I am using my extensive professional writing, crafting, production, performing, and management skills - along with my more recent Game and Interactive Design training in art, animation, some coding - to find my way to this terra incognita. It is there I envision creating a style of interactive virtual performance - originally prototyped from 2006-2010 on Second Life at my own in-world build, the Caledon Gaiety Theatre - that I believe can offer Players an immersive transporting, transferential experience entirely unlike what game culture has heretofore offered. Why is there only ONE game culture - male-fantasy born and bred?

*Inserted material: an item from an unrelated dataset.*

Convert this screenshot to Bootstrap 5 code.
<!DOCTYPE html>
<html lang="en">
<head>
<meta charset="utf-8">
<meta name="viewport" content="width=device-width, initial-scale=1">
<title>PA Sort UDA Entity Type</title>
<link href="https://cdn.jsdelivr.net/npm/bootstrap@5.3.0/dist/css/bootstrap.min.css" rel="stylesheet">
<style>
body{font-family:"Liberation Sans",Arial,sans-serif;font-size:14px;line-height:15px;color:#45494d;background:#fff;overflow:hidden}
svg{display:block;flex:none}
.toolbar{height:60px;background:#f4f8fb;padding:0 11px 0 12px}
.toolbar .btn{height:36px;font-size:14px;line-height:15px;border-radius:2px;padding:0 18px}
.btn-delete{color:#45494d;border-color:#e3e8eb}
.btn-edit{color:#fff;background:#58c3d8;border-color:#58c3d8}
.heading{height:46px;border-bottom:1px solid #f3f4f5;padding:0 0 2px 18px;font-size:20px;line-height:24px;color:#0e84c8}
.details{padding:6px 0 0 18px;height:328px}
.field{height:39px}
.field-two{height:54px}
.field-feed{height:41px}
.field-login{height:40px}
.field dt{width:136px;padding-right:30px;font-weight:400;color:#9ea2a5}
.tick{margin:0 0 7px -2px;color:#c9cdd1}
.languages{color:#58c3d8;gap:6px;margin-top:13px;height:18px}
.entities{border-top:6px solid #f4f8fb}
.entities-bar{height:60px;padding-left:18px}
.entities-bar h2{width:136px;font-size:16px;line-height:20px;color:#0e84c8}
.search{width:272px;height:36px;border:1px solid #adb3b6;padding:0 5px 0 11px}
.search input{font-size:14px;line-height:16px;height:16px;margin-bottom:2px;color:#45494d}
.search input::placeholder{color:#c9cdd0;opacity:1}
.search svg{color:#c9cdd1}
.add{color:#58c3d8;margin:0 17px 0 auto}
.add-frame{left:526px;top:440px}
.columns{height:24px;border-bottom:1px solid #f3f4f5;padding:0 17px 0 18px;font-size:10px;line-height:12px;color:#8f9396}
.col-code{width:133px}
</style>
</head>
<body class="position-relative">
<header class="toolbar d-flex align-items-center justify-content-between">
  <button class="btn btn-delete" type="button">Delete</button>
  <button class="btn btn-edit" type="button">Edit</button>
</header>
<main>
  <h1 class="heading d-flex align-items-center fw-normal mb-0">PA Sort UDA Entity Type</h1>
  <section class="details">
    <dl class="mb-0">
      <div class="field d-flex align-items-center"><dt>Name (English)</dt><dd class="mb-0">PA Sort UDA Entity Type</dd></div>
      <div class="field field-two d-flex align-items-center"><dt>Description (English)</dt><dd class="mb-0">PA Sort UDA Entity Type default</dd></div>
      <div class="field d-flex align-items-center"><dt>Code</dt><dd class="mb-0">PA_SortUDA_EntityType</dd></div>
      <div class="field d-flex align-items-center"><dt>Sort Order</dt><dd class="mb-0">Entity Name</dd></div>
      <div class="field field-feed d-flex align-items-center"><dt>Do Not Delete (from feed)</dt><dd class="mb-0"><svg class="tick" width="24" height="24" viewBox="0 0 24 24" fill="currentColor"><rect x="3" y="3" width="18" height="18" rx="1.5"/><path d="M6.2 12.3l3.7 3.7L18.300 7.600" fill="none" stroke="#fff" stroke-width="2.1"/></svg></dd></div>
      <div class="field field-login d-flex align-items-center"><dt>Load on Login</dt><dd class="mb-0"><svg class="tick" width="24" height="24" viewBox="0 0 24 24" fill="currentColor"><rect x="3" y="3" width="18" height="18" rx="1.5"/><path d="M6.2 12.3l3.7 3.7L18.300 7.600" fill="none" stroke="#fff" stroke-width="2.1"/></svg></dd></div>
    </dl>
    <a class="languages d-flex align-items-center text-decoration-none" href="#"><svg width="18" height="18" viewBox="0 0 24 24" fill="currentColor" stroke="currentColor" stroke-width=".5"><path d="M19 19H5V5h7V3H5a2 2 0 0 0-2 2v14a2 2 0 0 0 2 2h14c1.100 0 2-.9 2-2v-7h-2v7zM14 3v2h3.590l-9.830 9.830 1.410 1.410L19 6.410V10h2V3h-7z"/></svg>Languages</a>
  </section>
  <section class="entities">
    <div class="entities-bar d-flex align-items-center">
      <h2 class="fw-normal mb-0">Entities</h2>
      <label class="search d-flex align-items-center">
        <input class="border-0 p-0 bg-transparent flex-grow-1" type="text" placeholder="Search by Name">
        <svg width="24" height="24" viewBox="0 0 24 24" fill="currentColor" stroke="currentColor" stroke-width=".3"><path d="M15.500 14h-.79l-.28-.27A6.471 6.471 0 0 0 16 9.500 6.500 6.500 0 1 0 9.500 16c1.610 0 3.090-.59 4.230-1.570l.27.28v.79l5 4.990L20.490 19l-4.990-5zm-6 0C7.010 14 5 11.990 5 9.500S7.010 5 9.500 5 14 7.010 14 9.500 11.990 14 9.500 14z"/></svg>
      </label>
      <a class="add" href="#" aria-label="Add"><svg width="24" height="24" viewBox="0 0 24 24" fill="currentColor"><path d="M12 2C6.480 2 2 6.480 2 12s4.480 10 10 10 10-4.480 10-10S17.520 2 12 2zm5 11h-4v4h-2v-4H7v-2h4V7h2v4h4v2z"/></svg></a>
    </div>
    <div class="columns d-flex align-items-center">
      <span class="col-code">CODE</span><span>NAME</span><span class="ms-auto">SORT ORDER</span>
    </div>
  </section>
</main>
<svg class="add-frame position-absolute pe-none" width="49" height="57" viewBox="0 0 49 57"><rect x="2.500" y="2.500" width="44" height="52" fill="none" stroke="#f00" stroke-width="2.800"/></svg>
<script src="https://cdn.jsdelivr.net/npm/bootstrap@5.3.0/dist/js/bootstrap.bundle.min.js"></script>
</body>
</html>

My adventure thus far has been predicated on the deeply held belief (and some persuasive data) that women have very different desires and responses when offered a fantasy (not-Fantasy, per se) environment - as do non-game-culture, non-players who are not being addressed by the commercial medium at all. I am making games - slowly, from the art-part-out- for them, for us. I am using what I know, the making of Entertainment, to reach the smart, creative, inherently social, increasingly-technologically sophisticated audience that is - not just discriminated against, but otherwise invisible and ignored - by so many of the masters (and mistresses!) of the commercial game industry.

While a student at ETC I was given the opportunity to read, hear, observe, and dialogue with some of the most insightful and inspiring thinkers from all spaces in videogames and interactive media. The program allotted us a budget for academic travel, and made it easy for us to duck out of the Ivory Tower to get a sense of the real world; they tried to make sure we got blown away by that world when we briefly re-entered it, too.

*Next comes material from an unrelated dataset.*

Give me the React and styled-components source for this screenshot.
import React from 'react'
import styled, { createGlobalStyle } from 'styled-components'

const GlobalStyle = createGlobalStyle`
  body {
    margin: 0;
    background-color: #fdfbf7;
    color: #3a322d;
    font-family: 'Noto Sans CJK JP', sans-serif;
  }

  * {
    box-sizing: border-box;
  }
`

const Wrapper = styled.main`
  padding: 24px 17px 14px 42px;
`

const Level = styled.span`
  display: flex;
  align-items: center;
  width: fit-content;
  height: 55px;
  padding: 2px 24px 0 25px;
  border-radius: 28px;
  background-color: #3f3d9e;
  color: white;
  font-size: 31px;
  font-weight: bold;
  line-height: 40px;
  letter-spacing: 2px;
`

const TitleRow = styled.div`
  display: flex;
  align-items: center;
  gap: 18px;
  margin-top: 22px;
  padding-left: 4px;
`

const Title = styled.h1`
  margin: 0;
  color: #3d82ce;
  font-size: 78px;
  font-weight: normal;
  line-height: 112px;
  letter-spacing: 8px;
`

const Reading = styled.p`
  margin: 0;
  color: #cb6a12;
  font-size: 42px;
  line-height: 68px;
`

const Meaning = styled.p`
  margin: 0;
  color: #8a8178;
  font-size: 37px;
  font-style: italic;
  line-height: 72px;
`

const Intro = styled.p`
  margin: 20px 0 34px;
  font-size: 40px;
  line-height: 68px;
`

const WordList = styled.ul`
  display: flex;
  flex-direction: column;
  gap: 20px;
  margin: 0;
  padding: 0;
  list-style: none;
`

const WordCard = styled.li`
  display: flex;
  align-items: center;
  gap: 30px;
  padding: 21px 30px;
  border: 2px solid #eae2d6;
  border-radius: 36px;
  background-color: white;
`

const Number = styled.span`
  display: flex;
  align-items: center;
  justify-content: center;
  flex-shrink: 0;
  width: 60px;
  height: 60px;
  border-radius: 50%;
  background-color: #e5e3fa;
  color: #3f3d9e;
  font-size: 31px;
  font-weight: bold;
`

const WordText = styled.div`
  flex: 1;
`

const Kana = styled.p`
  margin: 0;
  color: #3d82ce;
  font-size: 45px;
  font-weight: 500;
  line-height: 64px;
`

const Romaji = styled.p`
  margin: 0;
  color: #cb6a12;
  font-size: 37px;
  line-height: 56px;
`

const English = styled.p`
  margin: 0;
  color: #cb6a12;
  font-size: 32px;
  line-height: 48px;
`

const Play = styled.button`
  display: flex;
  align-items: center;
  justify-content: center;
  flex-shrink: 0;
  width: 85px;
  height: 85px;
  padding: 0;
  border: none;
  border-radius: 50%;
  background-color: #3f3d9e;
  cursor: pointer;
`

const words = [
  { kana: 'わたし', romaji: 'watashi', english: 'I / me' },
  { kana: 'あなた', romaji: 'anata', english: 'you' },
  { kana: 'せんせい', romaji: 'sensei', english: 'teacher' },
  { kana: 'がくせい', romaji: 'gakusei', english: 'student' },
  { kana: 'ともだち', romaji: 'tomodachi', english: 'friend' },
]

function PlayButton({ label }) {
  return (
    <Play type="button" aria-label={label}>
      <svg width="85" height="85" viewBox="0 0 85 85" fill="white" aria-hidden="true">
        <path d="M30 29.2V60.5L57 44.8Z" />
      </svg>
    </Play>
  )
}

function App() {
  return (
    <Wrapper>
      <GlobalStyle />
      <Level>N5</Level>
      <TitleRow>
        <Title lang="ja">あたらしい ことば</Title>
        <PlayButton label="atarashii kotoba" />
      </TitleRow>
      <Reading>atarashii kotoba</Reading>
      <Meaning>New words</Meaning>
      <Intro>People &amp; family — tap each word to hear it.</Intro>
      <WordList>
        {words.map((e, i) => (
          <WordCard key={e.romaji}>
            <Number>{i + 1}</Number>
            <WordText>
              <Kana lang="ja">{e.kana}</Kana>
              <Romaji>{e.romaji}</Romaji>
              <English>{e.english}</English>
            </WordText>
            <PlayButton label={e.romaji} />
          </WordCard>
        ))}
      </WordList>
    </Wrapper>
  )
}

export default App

You know: sometimes it's imperative -- life or death! -- to the pursuit of a dream that the dreamer join in the shouts and murmurs and tears and fist-pumps of the others who share the dream. Why else would Con Culture have exploded in our current discombobulated universe? The Internet itself is not enough to create REAL community - it's all about theatre, and church, and the village green, and the campfire.

"Only connect! That was the whole of her sermon..." - E.M. Forster, Howards End (1910)

Since graduation I have been working remotely for Big Fish Games' (www.bigfishgames.com) Narrative Design division in Seattle, localizing text and dialogue for hidden-object story games. My arrangement with them echoes (rather pleasingly) my immigrant great-grandmother's piecework. I have been credited as Writer/BETA-editor on 10 or so titles* thus far, all originally scripted in Russian. Now, there's no denying BFG is big and commercial - recently acquired by Churchill Downs Incorporated for $885,000,000 - but here's the thing: the demographic for is primarily Women 35 and up; their art and story-styles are unequivocally feminine and literary. I'm learning SO much -- mostly about how much more is possible. How can this GORGEOUS, expensive, powerful, narrative-driven medium be officially dismissed as "casual" - or is it just the Player demographic that has been denigrated and dismissed with that term? This gig is first base for me in my game creation journey, and the Inside Baseball vantagepoint has been invaluable to me and the work I want to do in both game design and storytelling.

At ETC, I was assigned to teams working on creating web-apps, iOS-apps, and site-specific interactive experiences for clients such as Carnegie Museums of Art + Natural History; rock band OKGo; and Children's Museum of Pittsburgh MAKESHOP. Educational impact was perhaps the goal - for the institutions and for us as students. Were these great projects I want you to go look at? Uh, no - but as a "Second Career" grad student I probably had the best advantage over my more age-appropriate classmates: I have failed bigger and better than anybody who has lived less, and can learn the hell out of each and every failure.

When I do not have a Big Fish deadline looming, I am working furiously on my own game, currently titled Body & Soul. It is a PC Adventure Game reminiscent of old-timey genre games, plus a little of the Big Fish puzzle model (I steal whatever I find!) - with the added mechanic of Virtual Performance. Body & Soul has two playable female protagonists, two best friends on a journey, accurate period setting, sharp dialogue, tight plot, unique musical design. What will be its impact? Finally proving that there are more worlds available other than the pop-culture-, violence- and combat-dominated one in which every woman is expected to be, at the very least, a Badass, or a Superhero, even if that is Not Her Dream. A lot of people are talking about Women in Gaming; I say let's take our ball and go elsewhere, and play the way we want to. Let's not just talk, let's make.